Another concern is becoming disoriented when caught deep within the vacuum of this gray dreariness. This was especially a threat in the days prior to electronic navigation equipment.
In the book Lighthouses of Maine by Bill Caldwell, the author states, “It is not easy to convey to a landsman the eerie feeling of a mariner totally lost and disoriented in the fog. It has happened too often to me in a small boat and it is always frightening. Dense fog blots out all sight to the point where you cannot see the water under your boat, nor the bow of your boat, nor the stern of your boat.”
Caldwell goes on to say, “The sensation must be close to sudden blindness. This loss of not being able to see anything leads to other loses. Your ears strain to hear something as they never strain when your eyes can see something. I hear sounds from somewhere out in the fog and they are sounds I cannot categorize, sounds I cannot locate with certainty, for the sounds move and change and vanish.”
The news article below highlights one such instance of becoming disoriented in the fog – and of all people, a lighthouse keeper. From the Lewiston Evening Journal, September 13 1957.

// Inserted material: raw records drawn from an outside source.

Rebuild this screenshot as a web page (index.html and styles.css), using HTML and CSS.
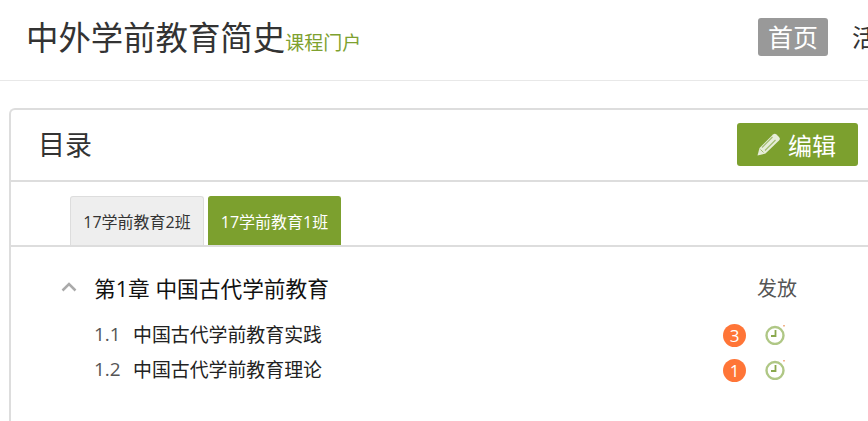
FILE: index.html
```html
<!DOCTYPE html>
<html lang="zh-CN">
<head>
    <meta charset="UTF-8">
    <meta name="viewport" content="width=device-width, initial-scale=1.0">
    <title>中外学前教育简史</title>
    <link rel="stylesheet" href="styles.css">
</head>
<body>
    <div class="header">
        <div class="brand">
            <span class="course-name">中外学前教育简史</span>
            <span class="course-sub">课程门户</span>
        </div>
        <div class="nav">
            <div class="nav-item active">首页</div>
            <div class="nav-item">活动</div>
        </div>
    </div>

    <div class="card">
        <div class="card-head">
            <div class="card-title">目录</div>
            <div class="edit-button">
                <svg class="edit-icon" viewBox="0 0 24 24"><path d="M0.500 23.500l2-7.500L16 2.500a2.500 2.500 0 0 1 3.500 0l2.500 2.500a2.500 2.500 0 0 1 0 3.500L8.500 21.500z" fill="#e6edd8"/><path d="M5 15.500L15.500 5M8 18.500L18.500 8" stroke="#a3bd70" stroke-width="1.200"/><path d="M3.500 17.500l3 3" stroke="#a3bd70" stroke-width="1"/></svg>
                <span>编辑</span>
            </div>
        </div>

        <div class="tabs">
            <div class="tab">17学前教育2班</div>
            <div class="tab selected">17学前教育1班</div>
        </div>

        <div class="chapter">
            <div class="chapter-row">
                <svg class="chevron" viewBox="0 0 16 10"><path d="M1.500 8.500L8 2l6.500 6.500" fill="none" stroke="#aaa" stroke-width="2.500"/></svg>
                <span class="chapter-name">第1章 中国古代学前教育</span>
                <span class="release">发放</span>
            </div>
            <div class="lesson">
                <span class="lesson-num">1.1</span>
                <span class="lesson-name">中国古代学前教育实践</span>
                <span class="badge">3</span>
                <svg class="clock" viewBox="0 0 20 20"><circle cx="10" cy="10.500" r="8.500" fill="none" stroke="#afc785" stroke-width="2.400"/><path d="M10.500 5v6H6" fill="none" stroke="#8aa84e" stroke-width="1.800"/><rect x="18" y="0" width="2" height="1.500" fill="#f2b48c"/></svg>
            </div>
            <div class="lesson">
                <span class="lesson-num">1.2</span>
                <span class="lesson-name">中国古代学前教育理论</span>
                <span class="badge">1</span>
                <svg class="clock" viewBox="0 0 20 20"><circle cx="10" cy="10.500" r="8.500" fill="none" stroke="#afc785" stroke-width="2.400"/><path d="M10.500 5v6H6" fill="none" stroke="#8aa84e" stroke-width="1.800"/><rect x="18" y="0" width="2" height="1.500" fill="#f2b48c"/></svg>
            </div>
        </div>
    </div>
</body>
</html>
```

FILE: styles.css
```css
html, body {
    overflow: hidden;
}

body {
    margin: 0;
    padding: 0;
    width: 868px;
    height: 421px;
    background-color: #fff;
    color: #333;
    font-family: "Open Sans", "Noto Sans CJK SC", sans-serif;
}

.header {
    height: 80px;
    border-bottom: 1px solid #e8e8e8;
    display: flex;
    justify-content: space-between;
    align-items: center;
    margin-bottom: 27px;
    padding-left: 26px;
}

.brand {
    display: flex;
    align-items: baseline;
    white-space: nowrap;
    padding-bottom: 6px;
}

.course-name {
    font-size: 32.4px;
    line-height: 40px;
}

.course-sub {
    font-size: 19px;
    color: #7ea12f;
}

.nav {
    display: flex;
    flex: 0 0 110px;
    gap: 14px;
    white-space: nowrap;
    overflow: hidden;
    padding-bottom: 6px;
}

.nav-item {
    font-size: 25px;
    line-height: 38px;
    padding: 0 10px;
    color: #333;
}

.nav-item.active {
    background-color: #999;
    color: #fff;
    border-radius: 3px;
}

.card {
    margin-left: 9px;
    width: 859px;
    height: 313px;
    border: 2px solid #ddd;
    border-right: none;
    border-bottom: none;
    border-radius: 6px 0 0 0;
    box-sizing: border-box;
}

.card-head {
    height: 70px;
    border-bottom: 2px solid #ddd;
    display: flex;
    justify-content: space-between;
    align-items: center;
    padding: 0 10px 0 27px;
}

.card-title {
    font-size: 27px;
    padding-bottom: 4px;
}

.edit-button {
    display: flex;
    align-items: center;
    gap: 7px;
    height: 43px;
    width: 121px;
    box-sizing: border-box;
    padding-left: 20px;
    margin-bottom: 2px;
    background-color: #7ca02e;
    color: #fff;
    font-size: 24px;
    border-radius: 3px;
}

.edit-icon {
    width: 24px;
    height: 24px;
}

.tabs {
    display: flex;
    gap: 4px;
    height: 49px;
    padding: 14px 0 0 59px;
    border-bottom: 2px solid #ddd;
}

.tab {
    width: 134px;
    height: 49px;
    box-sizing: border-box;
    font-size: 16px;
    line-height: 50px;
    text-align: center;
    white-space: nowrap;
    background-color: #eee;
    border: 1px solid #ddd;
    border-bottom: none;
    border-radius: 3px 3px 0 0;
}

.tab.selected {
    width: 133px;
    background-color: #7ca02e;
    border-color: #7ca02e;
    color: #fff;
}

.chapter {
    padding: 24px 0 0 50px;
}

.chapter-row {
    display: flex;
    align-items: center;
    height: 32px;
    margin-bottom: 13px;
}

.chevron {
    width: 16px;
    height: 10px;
    margin-right: 17px;
}

.chapter-name {
    width: 663px;
    font-size: 21.7px;
    color: #111;
    white-space: nowrap;
}

.release {
    font-size: 20px;
    color: #555;
}

.lesson {
    display: flex;
    align-items: center;
    height: 35px;
    padding-left: 33px;
}

.lesson-num {
    width: 39px;
    font-size: 19px;
    color: #555;
}

.lesson-name {
    width: 590px;
    font-size: 18.9px;
    color: #222;
    white-space: nowrap;
}

.badge {
    width: 23px;
    height: 23px;
    border-radius: 50%;
    background-color: #ff7537;
    color: #fff;
    font-size: 17px;
    line-height: 23px;
    text-align: center;
    margin-top: 3px;
    margin-right: 19px;
}

.clock {
    width: 20px;
    height: 20px;
    margin-top: 3px;
}
```
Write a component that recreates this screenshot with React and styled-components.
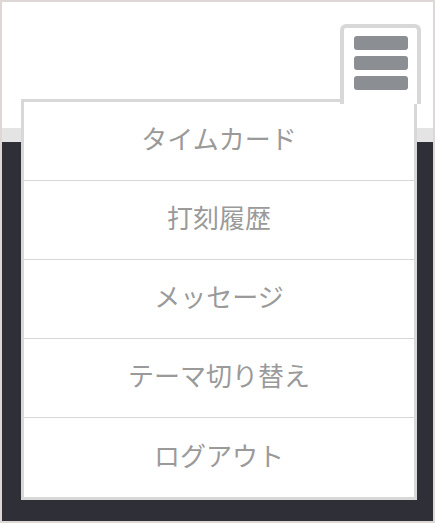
import React from 'react';
import styled, { createGlobalStyle } from 'styled-components';

const GlobalStyle = createGlobalStyle`
  * { box-sizing: border-box; }
  html, body { margin: 0; padding: 0; }
  body {
    font-family: "Noto Sans CJK JP", "Noto Sans", sans-serif;
    background: #ffffff;
  }
`;

const Frame = styled.div`
  width: 435px;
  height: 523px;
  border: 2px solid #ddd8d6;
  display: flex;
  flex-direction: column;
  position: relative;
`;

const Header = styled.header`
  height: 140px;
  background: #ffffff;
  border-bottom: 14px solid #e4e4e4;
  flex-shrink: 0;
`;

const Body = styled.main`
  flex: 1;
  background: #2f2f37;
`;

const MenuButton = styled.button`
  position: absolute;
  top: 22px;
  left: 338px;
  width: 81px;
  height: 80px;
  padding: 0;
  border: 4px solid #d8d8d8;
  border-bottom: none;
  border-radius: 6px 6px 0 0;
  background: #ffffff;
  display: flex;
  flex-direction: column;
  align-items: center;
  justify-content: flex-start;
  gap: 6px;
  padding-top: 8px;
  cursor: pointer;
  z-index: 2;
`;

const Bar = styled.span`
  display: block;
  width: 54px;
  height: 14px;
  border-radius: 3px;
  background: #8b8f93;
`;

const Menu = styled.nav`
  position: absolute;
  top: 97px;
  left: 19px;
  width: 396px;
  border: 3px solid #d8d8d8;
  background: #ffffff;
  z-index: 1;
`;

const Item = styled.a`
  display: flex;
  align-items: center;
  justify-content: center;
  height: 79px;
  padding-bottom: 6px;
  font-size: 26px;
  line-height: 1;
  color: #9a9a9a;
  text-decoration: none;
  border-bottom: ${p => (p.$last ? 'none' : '1px solid #d8d8d8')};
`;

const items = ['タイムカード', '打刻履歴', 'メッセージ', 'テーマ切り替え', 'ログアウト'];

export default function App() {
  return (
    <>
      <GlobalStyle />
      <Frame>
        <Header />
        <Body />
        <MenuButton aria-label="menu">
          <Bar />
          <Bar />
          <Bar />
        </MenuButton>
        <Menu>
          {items.map((t, i) => (
            <Item key={t} href="#" $last={i === items.length - 1}>{t}</Item>
          ))}
        </Menu>
      </Frame>
    </>
  );
}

Lost Near Station, Lighthouse Keeper Rescued After 8 Hours
Vinalhaven – A Coast Guard lighthouse keeper who didn’t realize he was only 500 yards away from his station shouted for assistance almost eight hours before being rescued on Boiler Cove beach early today.
Seaman Dewer Bloutt, 29, a relief keeper at Heron Neck Lighthouse, was enroute back to Green’s Island when his boat became disabled last night and drifted into the cove in dense fog.
His shouts for assistance were finally heard here, two miles from the beach where he went ashore, and a search party found him huddled before a bonfire. His call for help was not heard at the lighthouse because the wind was blowing in the opposite direction.